Removing "&" from Legal Word Characters - Any Objections?

The & character is not usually a legal character in identifiers in programming languages, and is saved for operators and such.

I have not seen much in the way of good uses of & in names... it's rather ugly.

AT&T: "this seems pretty pointless"

Even if we took it away from word characters we could have exceptions such as for & and && where those standalone could be WORD!, if anyone really cared about that.

One of my pet usage suggestions for & has been to embrace the HTML Entity List, and allow it as a syntax for characters (minus the semicolon of course).

append some-string &nbsp  ; adding a non-breaking space by entity name

Also, having that table built into the executable and offering it out could be pretty useful, even preferring to mold a known character using that instead of the numeric form.

This would help reduce the over-saturation of usages of #. An additional practical matter for that would be that you could specify characters as &{...} as well as &"..." ... this would help avoid escaping when putting characters in quotes as in the API:

 REBVAL *ch = rebValue("second [10 &{b} 20]");

Today we can't use #{b} instead of #"b" because that gets interpreted as a binary. So you have to do this as the less appealing:

 REBVAL *ch = rebValue("second [10 #\"b\" 20]");

The same thing happens trying to pass characters in double quotes inside --do code on the command line. I think desire for this duality of forms applies to the other string-like things as well (e.g. FILE! should be able to be either %{...} or %"...")

We don't necessarily need to do it right now, but deprecating & in words ASAP helps clear the path to this or other applications.

Does anyone have particularly great arguments for why & should be allowed in WORD!?

Take it out. Take them all out. I have gotten burned a number of times by special characters in identifiers.

2 Likes

This is really important for a bunch of the things I'm trying to achieve. Working with XML in particular means dealing with a ton of these entities, and I would love to figure out a way to map these so that someone who's searching (in an automated way) for a piece of HTML stored in XML doesn't have to know the myriad character substitutions to do an effective/comprehensive and accurate search.

1 Like

Can you give me code examples of what you mean as useful?

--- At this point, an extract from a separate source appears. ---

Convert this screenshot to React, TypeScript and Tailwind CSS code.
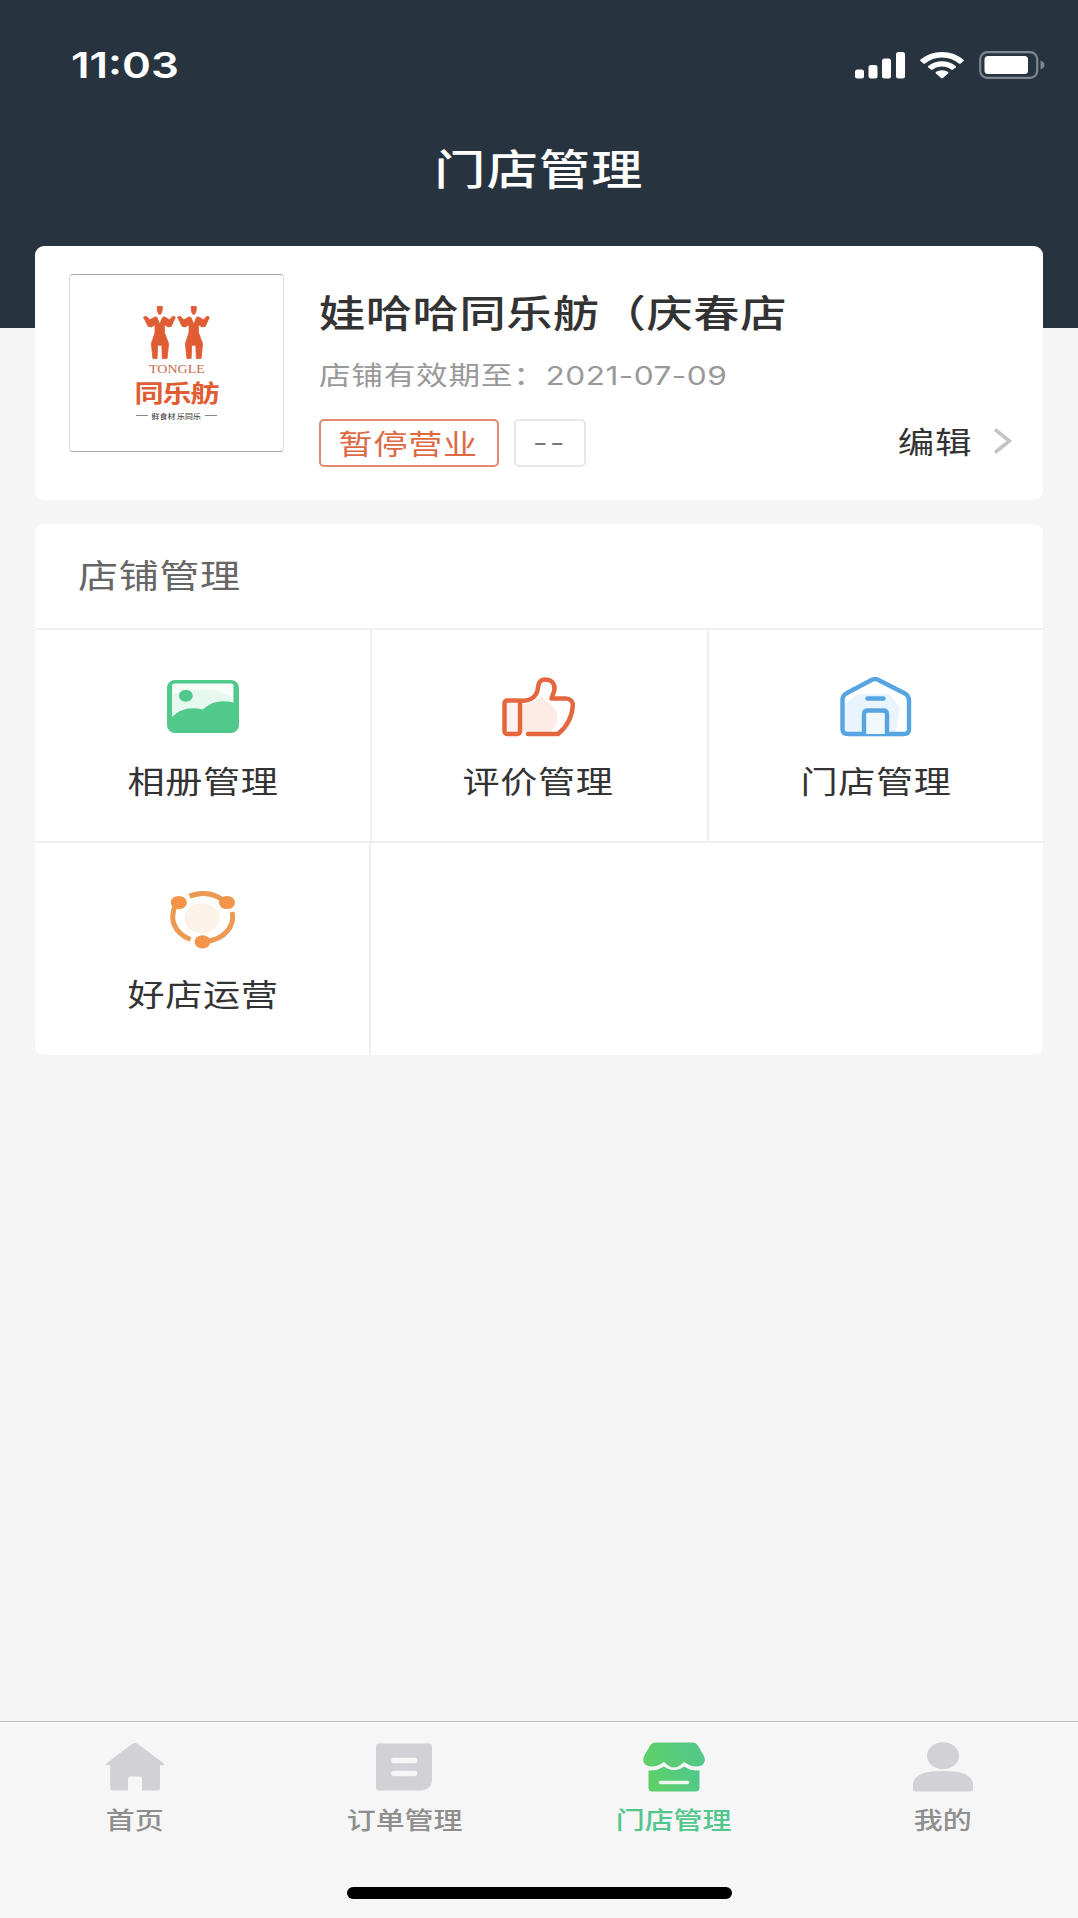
import React, { ReactNode } from 'react';
import { clsx } from 'clsx';

interface MenuItem {
  label: string;
  icon: ReactNode;
}

interface TabItem extends MenuItem {
  active?: boolean;
}

// Wide-set text, used for every label on the page
function Text({ className, children }: { className?: string; children: ReactNode }) {
  return (
    <span className={clsx('inline-block whitespace-nowrap leading-none scale-x-[1.217]', className)}>
      {children}
    </span>
  );
}

function SignalIcon() {
  return (
    <svg width="50" height="27" viewBox="0 0 50 27" fill="#fff">
      <rect x="0" y="17.5" width="9" height="9" rx="2.5" />
      <rect x="13.5" y="13" width="9" height="13.5" rx="2.5" />
      <rect x="27" y="6.5" width="9" height="20" rx="2.5" />
      <rect x="41" y="0" width="9" height="26.5" rx="2.5" />
    </svg>
  );
}

function WifiIcon() {
  return (
    <svg width="44" height="27" viewBox="0 0 44 27" fill="#fff">
      <path d="M22 0C13.500 0 6 3 .6 7.600c-.6.5-.6 1 0 1.500l2.700 2.300c.5.500 1.200.500 1.800 0C9.600 7.700 15.500 5.500 22 5.500s12.400 2.200 16.900 5.900c.6.500 1.300.500 1.800 0l2.700-2.300c.6-.5.6-1 0-1.500C38 3 30.500 0 22 0Z" />
      <path d="M22 9.200c-5.300 0-10.100 1.800-13.700 4.700-.6.500-.6 1 0 1.500l2.700 2.200c.5.500 1.200.500 1.800 0 2.500-1.900 5.700-3 9.200-3s6.700 1.100 9.200 3c.6.500 1.300.500 1.800 0l2.700-2.200c.6-.5.6-1 0-1.500C32.100 11 27.300 9.200 22 9.200Z" />
      <path d="M22 18.200c-2.300 0-4.400.7-6 1.900-.6.500-.6 1 0 1.500l5.100 4.300c.5.500 1.300.500 1.800 0l5.100-4.300c.6-.5.6-1 0-1.500-1.600-1.200-3.700-1.900-6-1.900Z" />
    </svg>
  );
}

function BatteryIcon() {
  return (
    <svg width="67" height="28" viewBox="0 0 67 28" fill="none">
      <rect x="1.200" y="1.200" width="57" height="25.600" rx="7" stroke="#7c8791" strokeWidth="2.200" />
      <rect x="5.500" y="5" width="43.500" height="18" rx="3.500" fill="#fff" />
      <path d="M61.500 9.500c2.400.8 4 2.500 4 4.500s-1.600 3.700-4 4.500Z" fill="#7c8791" />
    </svg>
  );
}

function AlbumIcon() {
  return (
    <svg className="-mt-0.5" width="72" height="53" viewBox="0 0 72 53">
      <rect width="72" height="53" rx="8" fill="#51c98a" />
      <path d="M5 6q0-2.500 3-2.500h55.500q3 0 3 2.500v16.500C54 19.500 44 21.500 36 29.500 25 26.500 13 28.500 5 37Z" fill="#e6f9ef" />
      <path d="M6 4h60v17C64 10 34 6 6 14Z" fill="#fff" opacity=".7" />
      <ellipse cx="18.800" cy="15.800" rx="7" ry="6" fill="#51c98a" />
    </svg>
  );
}

function ThumbIcon() {
  return (
    <svg width="73" height="61" viewBox="0 0 73 61" fill="none" stroke="#e4673f" strokeWidth="4.500" strokeLinecap="round" strokeLinejoin="round">
      <path d="M20 27c8 0 14-3 19-8l9 8c6 4 9 9 7 18l-6 10H20Z" fill="#fdebe6" stroke="none" />
      <rect x="2.500" y="23.500" width="15.500" height="33.500" rx="2.500" fill="#fef3f0" />
      <path d="M18 23.500c10 1 17-3.500 18-13C36.500 5 39 2.500 43 2.500c5.500 0 9.500 3.200 9.500 8.700 0 4-2 6.500-3 10.300h14c5 0 7.500 3 7.300 7C70 41 64.500 50 56 57H26" />
    </svg>
  );
}

function HouseIcon() {
  return (
    <svg width="72" height="60" viewBox="0 0 72 60" fill="none" stroke="#57a4e2" strokeWidth="4.400" strokeLinecap="round" strokeLinejoin="round">
      <path d="M4 27 18 17h32l10 14-4 26H4Z" fill="#e9f4fe" stroke="none" />
      <path d="M7 16 31 3.200q4-2.200 8 0L64 16q5 2.600 5 7.500v29q0 4.500-5.500 4.500h-55Q2.500 57 2.500 52.500v-30Q2.500 18.500 7 16Z" />
      <path d="M24 57V37q0-3.500 4-3.500h15q4 0 4 3.500v20" fill="#eff7ff" />
      <path d="M27.500 21.500h16" />
    </svg>
  );
}

function OperateIcon() {
  return (
    <svg width="66" height="58" viewBox="0 0 66 58" fill="none" stroke="#ea9a52" strokeWidth="5">
      <ellipse cx="32" cy="27.500" rx="17.500" ry="15" fill="#fcf2e7" stroke="none" />
      <path d="M19.500 5.200C31 .8 43 2 53 9" />
      <path d="M62 21C65 34 56 48 36 50.500" />
      <path d="M5.500 14C-1 28 4 42 20.500 48.500" />
      <g fill="#f39448" stroke="none">
        <ellipse cx="8.800" cy="11.500" rx="8" ry="6.600" />
        <ellipse cx="57" cy="11.500" rx="8" ry="6.600" />
        <ellipse cx="32.500" cy="50.800" rx="8" ry="6.600" />
      </g>
    </svg>
  );
}

function HomeTabIcon() {
  return (
    <svg width="60" height="50" viewBox="0 0 60 50" fill="#d1d1d6">
      <path d="M27.500 1.800q2.500-1.800 5 0L58.200 21c1.200 1 .8 2.300-.8 2.300H55V46q0 2.500-2.800 2.500H37V37q0-2.500-2.500-2.500h-9Q23 34.500 23 37v11.500H8Q5.200 48.500 5.200 46V23.300H2.600C1 23.300.6 22 1.800 21Z" />
    </svg>
  );
}

function OrderTabIcon() {
  return (
    <svg width="56" height="50" viewBox="0 0 56 50">
      <path d="M3 1.500h50q3 0 3 3V38c0 6-4.500 10.500-11.500 10.500H3q-3 0-3-3v-41q0-3 3-3Z" fill="#d1d1d6" />
      <path d="M18 18.500h20.500M18 31.500h20.500" stroke="#f6f6f6" strokeWidth="5.600" strokeLinecap="round" />
    </svg>
  );
}

function StoreTabIcon() {
  return (
    <svg width="62" height="50" viewBox="0 0 62 50">
      <defs>
        <linearGradient id="store" x1="0" y1="0.600" x2="1" y2="0.400">
          <stop offset="0" stopColor="#5fd068" />
          <stop offset="1" stopColor="#51c78c" />
        </linearGradient>
      </defs>
      <path d="M13 .5h36q4 0 5.800 3l5.600 9.500c4 7-1 12-7.400 11.500-4.500 0-7-1.500-12-4.500-4 3.500-6 5.500-10 5.500s-6-2-10-5.500c-5 3-7.500 4.500-12 4.500C2 24.500-2 19.500 1.600 13l5.600-9.500Q9 .5 13 .5Z" fill="url(#store)" />
      <path d="M5.500 28.500c6.500.5 11-1.500 15.500-4 3 2 6 3.500 10 3.500s7-1.500 10-3.500c4 2.500 9 4.500 15.500 4V46q0 3.500-4 3.500h-43q-4 0-4-3.500Z" fill="url(#store)" />
      <path d="M17.500 40.500h27" stroke="#ecfaf0" strokeWidth="3.600" strokeLinecap="round" />
    </svg>
  );
}

function MeTabIcon() {
  return (
    <svg width="60" height="50" viewBox="0 0 60 50" fill="#d1d1d6">
      <ellipse cx="30" cy="13.800" rx="16" ry="13.500" />
      <path d="M0 43c0-9 9-14 30-14s30 5 30 14v4.500q0 2-2.500 2h-55q-2.500 0-2.500-2Z" />
    </svg>
  );
}

function DancersLogo() {
  return (
    <svg width="68" height="53" viewBox="0 0 65 52" preserveAspectRatio="none" fill="#e05d33">
      <g id="dancer" stroke="#e05d33" strokeWidth=".8" strokeLinejoin="round">
        <path d="M13.500 .5h5l-.3 4.500-1.200 3h-2l-1.200-3Z" />
        <path d="M.5 11 3 10l3.500 3.500L12 10.500l1.500 1L16 18l2.500-6.500 1.500-1 5.500 3L28.500 10l2.500 1-4 9-3 .5-3.500-2V26l4 11L23 51.500h-4.500L18 38.500h-4l-.5 13h-4L8 37l3.500-11v-7.500l-3.500 2-3-.5Z" />
      </g>
      <use href="#dancer" x="32.500" />
    </svg>
  );
}

const menuItems: MenuItem[] = [
  { label: '相册管理', icon: <AlbumIcon /> },
  { label: '评价管理', icon: <ThumbIcon /> },
  { label: '门店管理', icon: <HouseIcon /> },
  { label: '好店运营', icon: <OperateIcon /> },
];

const tabs: TabItem[] = [
  { label: '首页', icon: <HomeTabIcon /> },
  { label: '订单管理', icon: <OrderTabIcon /> },
  { label: '门店管理', icon: <StoreTabIcon />, active: true },
  { label: '我的', icon: <MeTabIcon /> },
];

function StatusBar() {
  return (
    <div className="flex h-[130px] items-center justify-between pl-[71px] pr-[32px]">
      <Text className="origin-left font-['Inter',sans-serif] text-[36px] font-semibold text-white">11:03</Text>
      <div className="flex items-center">
        <SignalIcon />
        <span className="ml-[15px] mr-[15px]"><WifiIcon /></span>
        <BatteryIcon />
      </div>
    </div>
  );
}

function StoreCard() {
  return (
    <section className="mx-[35px] flex h-[254px] rounded-[9px] bg-white pl-[34px] pr-[31px] pt-7">
      <div className="flex h-[178px] w-[215px] flex-col items-center rounded-[4px] border border-x-[#dcdcdc] border-y-[#a8a8a8] pt-[31px]">
        <DancersLogo />
        <Text className="mt-[5px] font-['Liberation_Serif',serif] text-[11.500px] text-[#c96a4c]">TONGLE</Text>
        <Text className="mt-[4px] text-[24px] font-bold leading-[28px] tracking-[-1px] text-[#e05d33]">同乐舫</Text>
        <div className="mt-[9px] flex items-center gap-[8px]">
          <span className="h-px w-[12px] bg-[#888]" />
          <Text className="text-[6.500px] font-medium text-[#444]">鲜食材 乐同乐</Text>
          <span className="h-px w-[12px] bg-[#888]" />
        </div>
      </div>

      <div className="ml-[35px] flex flex-1 flex-col">
        <Text className="mt-[18px] origin-left self-start text-[38px] font-medium tracking-[0.450px] text-[#333]">娃哈哈同乐舫（庆春店</Text>
        <Text className="mt-[31px] origin-left self-start text-[26px] tracking-[0.600px] text-[#999]">
          店铺有效期至：<span className="font-['Inter',sans-serif] tracking-[0.350px]">2021-07-09</span>
        </Text>
        <div className="mt-[30px] flex items-center">
          <div className="flex h-[48px] w-[180px] items-center justify-center rounded-[5px] border-2 border-[#e08a6e] pb-px pr-px">
            <Text className="text-[28px] tracking-[0.600px] text-[#dd6a45]">暂停营业</Text>
          </div>
          <div className="ml-[15px] flex h-[48px] w-[72px] items-center justify-center rounded-[5px] border-2 border-[#e8e8e8]">
            <Text className="font-['Inter',sans-serif] text-[26px] tracking-[2px] text-[#777]">--</Text>
          </div>
          <div className="-mt-[4px] ml-auto flex items-center">
            <Text className="-mt-0.5 origin-right text-[30px] tracking-[0.600px] text-[#333]">编辑</Text>
            <svg className="ml-[21px]" width="19" height="28" viewBox="0 0 19 28" fill="none" stroke="#c4c4c4" strokeWidth="3.600">
              <path d="M2 2.500 16.500 14 2 25.500" />
            </svg>
          </div>
        </div>
      </div>
    </section>
  );
}

function MenuCard() {
  return (
    <section className="mx-[35px] mt-6 overflow-hidden rounded-[9px] bg-white">
      <div className="flex h-[106px] items-center border-b-2 border-[#f0f0f0] pb-[3px] pl-[43px]">
        <Text className="origin-left text-[33px] tracking-[0.400px] text-[#666]">店铺管理</Text>
      </div>
      <div className="grid grid-cols-3">
        {menuItems.map((item, idx) => (
          <div
            key={item.label}
            className={clsx(
              'flex flex-col items-center border-[#f0f0f0] pt-[41px]',
              idx < 3 ? 'h-[213px] border-b-2' : 'h-[212px] border-r-2 pl-0.5',
              idx === 1 && '-ml-px border-l-2 pr-0.5',
              idx === 2 && 'border-l-2',
            )}
          >
            <div className="flex h-[72px] items-center">{item.icon}</div>
            <Text className="-ml-px mt-[22px] text-[30.500px] tracking-[0.500px] text-[#333]">{item.label}</Text>
          </div>
        ))}
      </div>
    </section>
  );
}

function TabBar() {
  return (
    <nav className="flex h-[197px] flex-col items-center border-t border-[#bdbdbd] bg-[#f6f6f6]">
      <div className="grid w-full grid-cols-4">
        {tabs.map((tab) => (
          <div key={tab.label} className="flex flex-col items-center pt-5">
            {tab.icon}
            <Text className={clsx('mt-[15px] text-[23.800px] font-medium', tab.active ? 'text-[#51c78c]' : 'text-[#8e8e8e]')}>
              {tab.label}
            </Text>
          </div>
        ))}
      </div>
      <div className="mb-[19px] mt-auto h-[12px] w-[385px] rounded-full bg-black" />
    </nav>
  );
}

export default function App() {
  return (
    <div className="flex h-[1918px] w-[1078px] flex-col bg-[#f5f5f5] font-['Noto_Sans_CJK_SC',sans-serif]">
      <header className="h-[328px] shrink-0 bg-[#27333f]">
        <StatusBar />
        <h1 className="flex h-[74px] items-center justify-center">
          <Text className="text-[42px] font-medium tracking-[1px] text-white">门店管理</Text>
        </h1>
      </header>
      <main className="-mt-[82px] flex-1">
        <StoreCard />
        <MenuCard />
      </main>
      <TabBar />
    </div>
  );
}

I mention that I am thinking if a character exists in the table, we would (in the cell) cache its table entry, so we could quickly say, even:

 >> first "Æae"
 == &AElig

 >> second "Æae"
 == &aelig

This strikes me as appealing, and dovetails well with the web build. But what are you thinking exactly?

That looks great. I don't have code examples yet. But to give a more specific example, let's say that I have tens of thousands of text files. Some of these are XML files containing embedded HTML. This requires that the embedded HTML tags are carefully escaped. E.g.,

<?xml version="1.0" encoding="UTF-8"?><WYSIWYG>
<GenericHTML>
<Content>&lt;div class="tf module pt-20"&gt;
&lt;div class="content"&gt;
&lt;h1 class="tf content-title"&gt;What do I do if I&amp;rsquo;ve found the right event but the date is far off and I&amp;rsquo;m not sure if my plans will change?&lt;/h1&gt;
&lt;p class="normal pb-20"&gt;We understand a lot can change in a year or two. If you cancel your plans you&amp;rsquo;ll have your credit restored. &lt;br /&gt;&lt;br /&gt; &lt;strong&gt;Note:&lt;/strong&gt; Fees do not cover insurance.&lt;/p&gt;
&lt;br /&gt;&lt;/div&gt;
&lt;/div&gt;
</Content></GenericHTML></WYSIWYG>

A person wanting to perform an automated search through thousands of files like this to make updates/replacements to the content would have to search for both the unescaped and escaped forms of these characters and delimiters.

Well we can't achieve DWIM. Are they escaped or not?

The proposal at hand would offer an easy way to speak in terms of the unescaped characters. It's very early in the thinking process to say mold first ">" returning &gt, but that is the kind of thing I'm saying is on the table.

(Really the post is about not making this decision, but restricting use of & so we can open these doors post Beta/One...)

So in that world, you could search for unspaced [mold ch ";"] and replace it, and search for ch and replace it. But again this is highly speculative.

Yes, I think we agree. There is no DWIM here, somewhere, somehow the characters need a map/lookup table. That map could certainly get unweildy to manage manually when you consider all of the foreign character-sets. So naturally I support this type of proposal.

1 Like

Like swhite I am ok to remove special characters from identifiers. a-zA-Z0-9_ and all kinds of ascii and unicode dashes suffice.

I am on the strippers team as well! :slight_smile: